BigQuery is a cloud-based interactive query service for large datasets. It is built upon Google's Dremel, a scalable query system for analysis of read-only nested data. It uses columnar storage representation for nested records and tree architecture for fast query execution.

Data Model

Document / XML

BigQuery/Dremel uses a variation of the complex value models and nested relational models. It supports strongly-typed nested records. Records consist of one or multiple fields. Each field is an key-value pair and the key can be repeated. Each fielded can be of type required or optional and must be defined in the schema. A required field must appear exactly once.

Storage Model

Decomposition Storage Model (Columnar)

BigQuery/Dremel uses a columnar storage for the nested records. Based on the schema, it will encode the record structure in a columnar format. Each column is stored as a set of blocks. Each block contains the compressed field values, repetition and definition levels. Repetition level indicates at what repeated field in the field's path the value has repeated. Definition level specifies how many fields in the path that could be optional or repeated are actually present. With these two levels and the schema, it can represent the record structure losslessly.

Storage Architecture

Disk-oriented

All the data are assumed to be stored in disk or other storage layer can be piped in.
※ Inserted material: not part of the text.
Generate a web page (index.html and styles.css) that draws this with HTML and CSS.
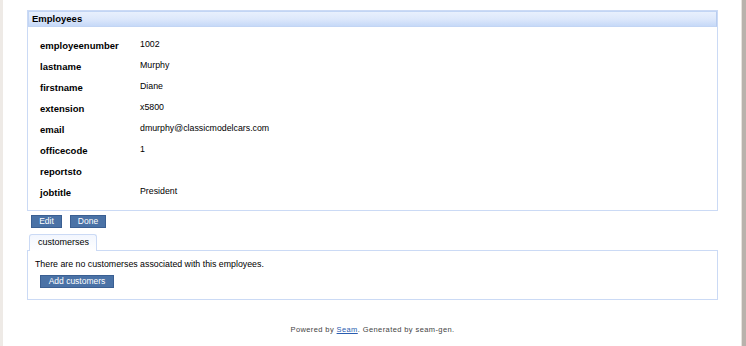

In the multi-level serving tree for query execution, all the leaf servers are responsible for communication with the storage layer or access the data on local disk.

Query Interface

SQL

BigQuery/Dremel is based on SQL. The language supports nested subqueries, inter and intra-record aggregation, top-k selection, joins and user-defined functions.

BigQuery Logo
Website

https://cloud.google.com/bigquery/

Tech Docs

https://cloud.google.com/files/BigQueryTechnicalWP.pdf

Developer

Google

Country of Origin

US

Start Year

2010

Project Type

Commercial

Written in

C++, Java, Python

Operating Systems

Hosted

Licenses

Proprietary